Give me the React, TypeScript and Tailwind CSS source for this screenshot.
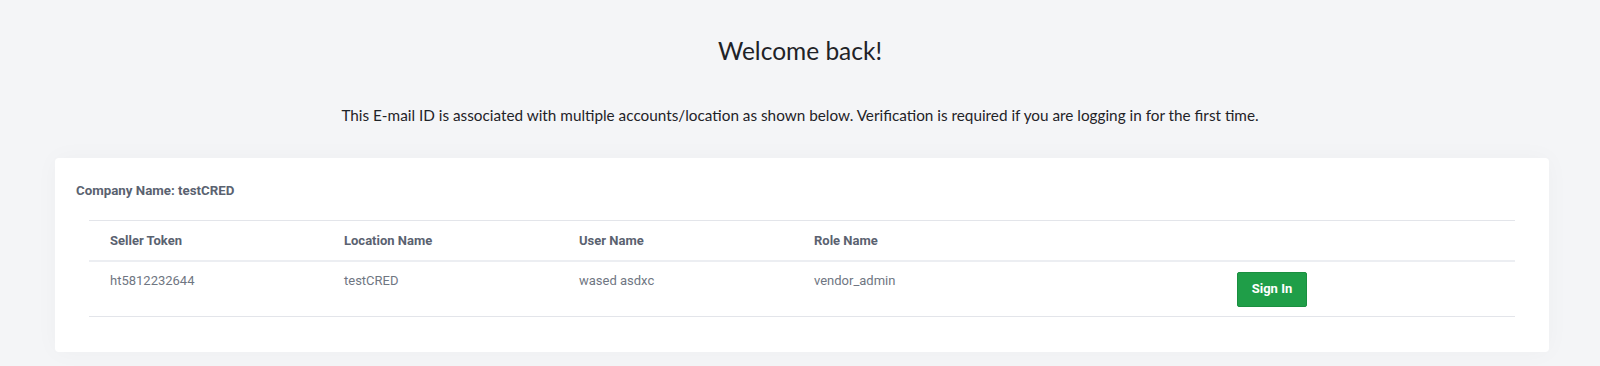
export default function App() {
  const rows = [
    { token: "ht5812232644", location: "testCRED", user: "wased asdxc", role: "vendor_admin" },
  ];

  return (
    <div className="min-h-[366px] bg-[#f4f5f7] pb-[15px]">
      <div className="pt-[34px] text-center text-[24.5px] leading-[34px] text-[#1f2328] [font-family:Lato,sans-serif]">
        Welcome back!
      </div>
      <p className="mt-[37px] text-center text-[15.3px] leading-[20px] text-[#1f2328] [font-family:Lato,sans-serif]">
        This E-mail ID is associated with multiple accounts/location as shown below. Verification is required if you are logging in for the first time.
      </p>

      <div className="pl-[55px] pr-[51px] mt-[33px]">
        <div className="rounded bg-white pt-[23px] pb-[35px] shadow-[0_0_24px_rgba(0,0,0,0.03)] [font-family:Roboto,sans-serif]">
          <div className="px-[21px] text-[13.3px] font-bold leading-[20px] text-[#5a6270]">
            Company Name: testCRED
          </div>
          <div className="mx-[34px] mt-[19px] border-t border-[#e3e5ea]">
            <div className="grid h-[41px] grid-cols-[234px_235px_235px_423px_1fr] items-center border-b-2 border-[#eceef2] text-[13px] font-bold text-[#5a6270]">
              <div className="pl-[21px]">Seller Token</div>
              <div className="pl-[21px]">Location Name</div>
              <div className="pl-[21px]">User Name</div>
              <div className="pl-[21px]">Role Name</div>
              <div />
            </div>
            {rows.map((r) => (
              <div
                key={r.token}
                className="grid h-[55px] grid-cols-[234px_235px_235px_423px_1fr] border-b border-[#e3e5ea] text-[13px] text-[#6f7682]"
              >
                <div className="pl-[21px] pt-[9px] leading-[20px]">{r.token}</div>
                <div className="pl-[21px] pt-[9px] leading-[20px]">{r.location}</div>
                <div className="pl-[21px] pt-[9px] leading-[20px]">{r.user}</div>
                <div className="pl-[21px] pt-[9px] leading-[20px]">{r.role}</div>
                <div className="flex items-center pl-[21px]">
                  <button className="h-[35px] w-[70px] rounded-[2px] border border-[#1a8f40] bg-[#1f9e48] text-[13px] font-bold text-white">
                    Sign In
                  </button>
                </div>
              </div>
            ))}
          </div>
        </div>
      </div>
    </div>
  );
}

### EXERCISE PROMPT
Exclude the pictures, and transcribe all of the material exactly.

### FINISHED TASK
Give me the React, TypeScript and Tailwind CSS source for this screenshot.
export default function App() {
  const rows = [
    { token: "ht5812232644", location: "testCRED", user: "wased asdxc", role: "vendor_admin" },
  ];

  return (
    <div className="min-h-[366px] bg-[#f4f5f7] pb-[15px]">
      <div className="pt-[34px] text-center text-[24.5px] leading-[34px] text-[#1f2328] [font-family:Lato,sans-serif]">
        Welcome back!
      </div>
      <p className="mt-[37px] text-center text-[15.3px] leading-[20px] text-[#1f2328] [font-family:Lato,sans-serif]">
        This E-mail ID is associated with multiple accounts/location as shown below. Verification is required if you are logging in for the first time.
      </p>

      <div className="pl-[55px] pr-[51px] mt-[33px]">
        <div className="rounded bg-white pt-[23px] pb-[35px] shadow-[0_0_24px_rgba(0,0,0,0.03)] [font-family:Roboto,sans-serif]">
          <div className="px-[21px] text-[13.3px] font-bold leading-[20px] text-[#5a6270]">
            Company Name: testCRED
          </div>
          <div className="mx-[34px] mt-[19px] border-t border-[#e3e5ea]">
            <div className="grid h-[41px] grid-cols-[234px_235px_235px_423px_1fr] items-center border-b-2 border-[#eceef2] text-[13px] font-bold text-[#5a6270]">
              <div className="pl-[21px]">Seller Token</div>
              <div className="pl-[21px]">Location Name</div>
              <div className="pl-[21px]">User Name</div>
              <div className="pl-[21px]">Role Name</div>
              <div />
            </div>
            {rows.map((r) => (
              <div
                key={r.token}
                className="grid h-[55px] grid-cols-[234px_235px_235px_423px_1fr] border-b border-[#e3e5ea] text-[13px] text-[#6f7682]"
              >
                <div className="pl-[21px] pt-[9px] leading-[20px]">{r.token}</div>
                <div className="pl-[21px] pt-[9px] leading-[20px]">{r.location}</div>
                <div className="pl-[21px] pt-[9px] leading-[20px]">{r.user}</div>
                <div className="pl-[21px] pt-[9px] leading-[20px]">{r.role}</div>
                <div className="flex items-center pl-[21px]">
                  <button className="h-[35px] w-[70px] rounded-[2px] border border-[#1a8f40] bg-[#1f9e48] text-[13px] font-bold text-white">
                    Sign In
                  </button>
                </div>
              </div>
            ))}
          </div>
        </div>
      </div>
    </div>
  );
}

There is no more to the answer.